アンコールの赤とんぼをしみじみと味わっていただき、リサイタルODYSSEYは幕となりました。構想から約1000日掛けて迎えた本番までの道のりは、アトムと私の千夜一夜物語です。途中何度も挫折しましたが、アトムとその仲間が私を見守り励ましてくれました。そして、私にこのようなチャンスを与え、実現を支えてくれた東京労音に最大の感謝を捧げます。

なぜアトムと呼ばれるのか。奥様が教えてくれました。大学時代の恩師が「君は人を寄せ付けて離さない力がある」と言いアトムという呼び名を与えたのだそうです。
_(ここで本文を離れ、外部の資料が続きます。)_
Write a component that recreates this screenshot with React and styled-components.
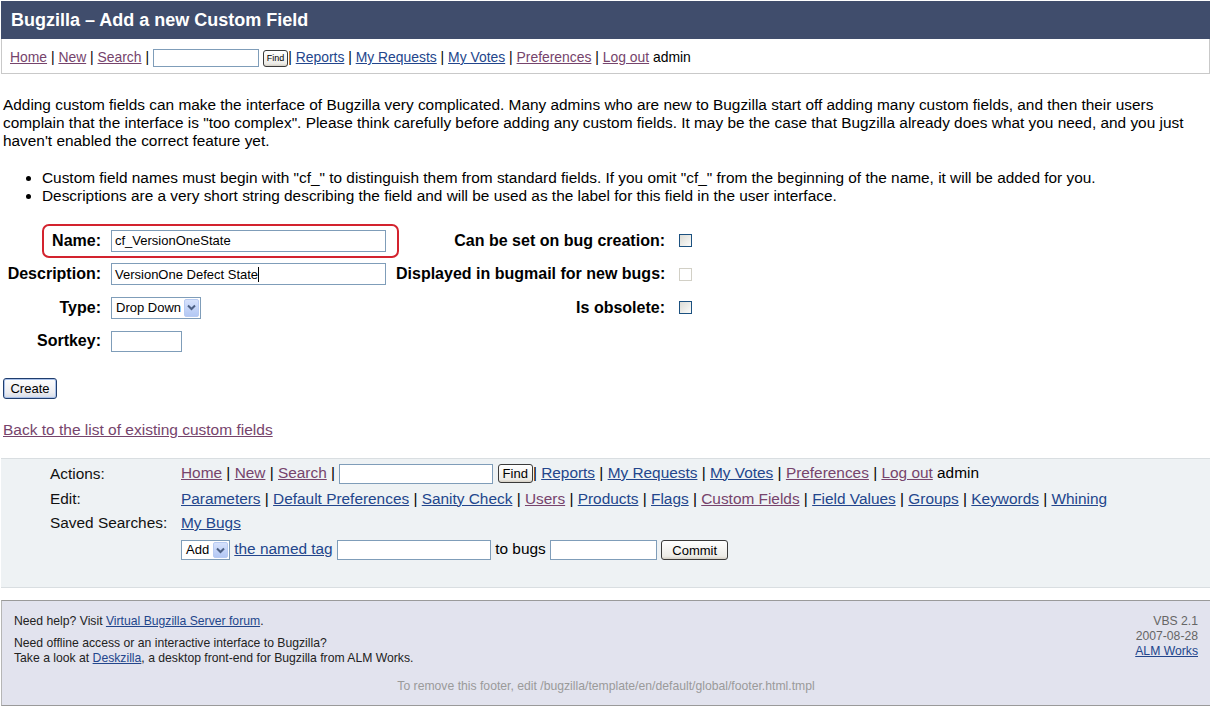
import React from "react";
import styled, { createGlobalStyle } from "styled-components";

const Global = createGlobalStyle`
  html, body { margin: 0; padding: 0; background: #fff; }
  body { font-family: "Liberation Sans", Arial, sans-serif; color: #000; }
  * { box-sizing: border-box; }
`;

const Page = styled.div`
  width: 1211px;
  padding: 1px 1px 0 1px;
`;

const Header = styled.div`
  height: 38px;
  background: #404d6c;
  display: flex;
  align-items: center;
  padding-left: 10px;
`;

const Title = styled.h1`
  margin: 0;
  font-size: 18px;
  font-weight: bold;
  color: #fff;
`;

const NavBar = styled.div`
  height: 35px;
  border: 1px solid #c9c9c9;
  border-top: none;
  padding: 9px 0 0 8px;
  font-size: 13.9px;
  line-height: 18px;
  white-space: nowrap;
`;

const Link = styled.a`
  color: ${(p) => (p.$visited ? "#76446c" : "#23468c")};
  text-decoration: underline;
  cursor: pointer;
`;

const TextBox = styled.input`
  width: ${(p) => p.$w}px;
  height: ${(p) => p.$h || 22}px;
  border: 1px solid #7f9db9;
  padding: 0 3px;
  font-family: "Liberation Sans", Arial, sans-serif;
  font-size: 13px;
  color: #000;
  background: #fff;
  vertical-align: middle;
  outline: none;
`;

const PlainButton = styled.button`
  font-family: "Liberation Sans", Arial, sans-serif;
  font-size: ${(p) => p.$fs || 13}px;
  height: ${(p) => p.$h}px;
  padding: 0 ${(p) => p.$px || 6}px;
  border: 1px solid #3a3a3a;
  border-radius: 3px;
  background: linear-gradient(#ffffff, #ecebe6 85%, #d6d0c5);
  color: #000;
  vertical-align: middle;
  line-height: 1;
`;

const Main = styled.div`
  padding: 0 2px;
`;

const Intro = styled.p`
  margin: 22px 0 0;
  font-size: 15.4px;
  line-height: 18px;
  white-space: nowrap;
`;

const Notes = styled.ul`
  margin: 19px 0 0;
  padding-left: 39px;
  font-size: 15.4px;
  line-height: 18px;
  white-space: nowrap;
`;

const FormGrid = styled.div`
  position: relative;
  margin-top: 19px;
  display: grid;
  grid-template-columns: 98px 275px 269px 20px;
  column-gap: 10px;
  grid-auto-rows: 33.5px;
  align-items: center;
`;

const Label = styled.label`
  text-align: right;
  font-weight: bold;
  font-size: 16px;
  white-space: nowrap;
`;

const Highlight = styled.div`
  position: absolute;
  left: 39px;
  top: 0;
  width: 357px;
  height: 34px;
  border: 2px solid #d3232e;
  border-radius: 7px;
  pointer-events: none;
`;

const Check = styled.span`
  display: block;
  width: 13px;
  height: 13px;
  margin-left: 4px;
  border: 1px solid ${(p) => (p.$disabled ? "#d2d0c6" : "#1c5180")};
  background: ${(p) => (p.$disabled ? "#fff" : "linear-gradient(135deg, #dcdcd6, #fbfbf9)")};
`;

const SelectBox = styled.span`
  display: inline-flex;
  align-items: center;
  justify-content: space-between;
  width: ${(p) => p.$w}px;
  height: ${(p) => p.$h}px;
  border: 1px solid #7f9db9;
  background: #fff;
  padding: 1px 1px 1px 4px;
  font-size: 13px;
  vertical-align: middle;
`;

const ArrowBtn = styled.span`
  display: flex;
  align-items: center;
  justify-content: center;
  width: 15px;
  height: 100%;
  background: linear-gradient(#d6e2fc, #b3c8f4);
  border: 1px solid #b8cbf2;
  border-radius: 2px;
`;

const Chevron = () => (
  <svg width="9" height="7" viewBox="0 0 9 7">
    <path d="M1 1.5 L4.5 5 L8 1.5" fill="none" stroke="#4d6185" strokeWidth="2" />
  </svg>
);

const Caret = styled.span`
  display: inline-block;
  width: 1px;
  height: 15px;
  background: #000;
  vertical-align: middle;
`;

const FakeField = styled.span`
  display: flex;
  align-items: center;
  width: 275px;
  height: 22px;
  border: 1px solid #7f9db9;
  padding: 0 3px;
  font-size: 13px;
  white-space: nowrap;
`;

const CreateButton = styled.button`
  margin-top: 20px;
  display: block;
  width: 54px;
  height: 21px;
  font-family: "Liberation Sans", Arial, sans-serif;
  font-size: 13px;
  color: #000;
  border: 1px solid #1f3d6d;
  border-radius: 3px;
  background: linear-gradient(#fdfdfd, #ecedf2 70%, #d4dbe7);
  box-shadow: inset 0 0 0 1px #a9c1ea;
  padding: 0;
`;

const BackLink = styled(Link)`
  display: block;
  margin-top: 22px;
  font-size: 15.5px;
  line-height: 18px;
  width: max-content;
`;

const ActionsPanel = styled.div`
  margin-top: 19px;
  background: #eef2f4;
  border-top: 1px solid #d9dee1;
  border-bottom: 1px solid #d9dee1;
  padding: 2px 0 22px 49px;
  display: grid;
  grid-template-columns: 131px auto;
  grid-template-rows: 25px 25px 24px 30px;
  align-items: center;
  font-size: 15.4px;
  line-height: 18px;
  white-space: nowrap;
`;

const ActionLabel = styled.span`
  color: #111;
`;

const Footer = styled.div`
  margin-top: 12px;
  background: #e2e3ee;
  border-top: 1px solid #9a9a9a;
  border-bottom: 1px solid #9a9a9a;
  border-left: 1px solid #b5b5b5;
  padding: 13px 12px 12px 12px;
  font-size: 12.2px;
  color: #222;
`;

const FooterTop = styled.div`
  display: flex;
  justify-content: space-between;
`;

const HelpLine = styled.div`
  line-height: 14px;
`;

const Offline = styled.div`
  margin-top: 8px;
  line-height: 15px;
`;

const Version = styled.div`
  text-align: right;
  line-height: 15px;
  color: #666;
`;

const RemoveNote = styled.div`
  margin-top: 13px;
  text-align: center;
  line-height: 14px;
  color: #9a9a9a;
`;

export default function App() {
  return (
    <Page>
      <Global />
      <Header>
        <Title>Bugzilla – Add a new Custom Field</Title>
      </Header>
      <NavBar>
        <Link $visited>Home</Link> | <Link $visited>New</Link> | <Link $visited>Search</Link> |{" "}
        <TextBox $w={106} $h={18} defaultValue="" />{" "}
        <PlainButton $fs={9} $h={17} $px={3}>Find</PlainButton>| <Link>Reports</Link> |{" "}
        <Link>My Requests</Link> | <Link>My Votes</Link> | <Link $visited>Preferences</Link> |{" "}
        <Link $visited>Log out</Link> admin
      </NavBar>
      <Main>
        <Intro>
          Adding custom fields can make the interface of Bugzilla very complicated. Many admins who are new to Bugzilla start off adding many custom fields, and then their users
          <br />
          complain that the interface is "too complex". Please think carefully before adding any custom fields. It may be the case that Bugzilla already does what you need, and you just
          <br />
          haven't enabled the correct feature yet.
        </Intro>
        <Notes>
          <li>Custom field names must begin with "cf_" to distinguish them from standard fields. If you omit "cf_" from the beginning of the name, it will be added for you.</li>
          <li>Descriptions are a very short string describing the field and will be used as the label for this field in the user interface.</li>
        </Notes>
        <FormGrid>
          <Highlight />
          <Label>Name:</Label>
          <TextBox $w={275} defaultValue="cf_VersionOneState" />
          <Label>Can be set on bug creation:</Label>
          <Check />

          <Label>Description:</Label>
          <FakeField>
            VersionOne Defect State<Caret />
          </FakeField>
          <Label>Displayed in bugmail for new bugs:</Label>
          <Check $disabled />

          <Label>Type:</Label>
          <span>
            <SelectBox $w={90} $h={22}>
              Drop Down
              <ArrowBtn><Chevron /></ArrowBtn>
            </SelectBox>
          </span>
          <Label>Is obsolete:</Label>
          <Check />

          <Label>Sortkey:</Label>
          <TextBox $w={71} $h={21} defaultValue="" />
        </FormGrid>
        <CreateButton>Create</CreateButton>
        <BackLink $visited>Back to the list of existing custom fields</BackLink>
      </Main>
      <ActionsPanel>
        <ActionLabel>Actions:</ActionLabel>
        <span>
          <Link $visited>Home</Link> | <Link $visited>New</Link> | <Link $visited>Search</Link> |{" "}
          <TextBox $w={154} $h={20} defaultValue="" />{" "}
          <PlainButton $fs={13} $h={19} $px={4}>Find</PlainButton>| <Link>Reports</Link> |{" "}
          <Link>My Requests</Link> | <Link>My Votes</Link> | <Link $visited>Preferences</Link> |{" "}
          <Link $visited>Log out</Link> admin
        </span>
        <ActionLabel>Edit:</ActionLabel>
        <span>
          <Link>Parameters</Link> | <Link>Default Preferences</Link> | <Link>Sanity Check</Link> |{" "}
          <Link $visited>Users</Link> | <Link>Products</Link> | <Link>Flags</Link> |{" "}
          <Link $visited>Custom Fields</Link> | <Link>Field Values</Link> | <Link>Groups</Link> |{" "}
          <Link>Keywords</Link> | <Link>Whining</Link>
        </span>
        <ActionLabel>Saved Searches:</ActionLabel>
        <span>
          <Link>My Bugs</Link>
        </span>
        <span />
        <span>
          <SelectBox $w={49} $h={20}>
            Add
            <ArrowBtn><Chevron /></ArrowBtn>
          </SelectBox>{" "}
          <Link>the named tag</Link> <TextBox $w={154} $h={20} defaultValue="" /> to bugs{" "}
          <TextBox $w={107} $h={20} defaultValue="" />{" "}
          <PlainButton $fs={13} $h={20} $px={10}>Commit</PlainButton>
        </span>
      </ActionsPanel>
      <Footer>
        <FooterTop>
          <div>
            <HelpLine>
              Need help? Visit <Link>Virtual Bugzilla Server forum</Link>.
            </HelpLine>
            <Offline>
              Need offline access or an interactive interface to Bugzilla?
              <br />
              Take a look at <Link>Deskzilla</Link>, a desktop front-end for Bugzilla from ALM Works.
            </Offline>
          </div>
          <Version>
            VBS 2.1
            <br />
            2007-08-28
            <br />
            <Link>ALM Works</Link>
          </Version>
        </FooterTop>
        <RemoveNote>To remove this footer, edit /bugzilla/template/en/default/global/footer.html.tmpl</RemoveNote>
      </Footer>
    </Page>
  );
}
「鉄腕アトムみたいに目がクリッとしてたからじゃない?」というウワサもありましたが、クリッとはしてないなぁ、それはガセだろうと思っていたので、奥様のお話に合点がいきました。原子の持つ結合エネルギーはまさにアトムの魔力に通ずるものがあり、ひとたび組み込まれればちょっとやそっとでは離れない強い絆を作ります。

そんなアトムに導かれて実現したリサイタルODYSSEY。大ホールは本当に素晴らしい体験でした。フルスロットルを余裕で受け入れ、繊細な表現を余すことなく伝えてくれる空間は、これまでのどのホールよりも弾きやすく快適でした。もう小ホールには戻れそうもないというのが、終わってみての悩みどころです。ねぇ、アトム、どうしたらいい?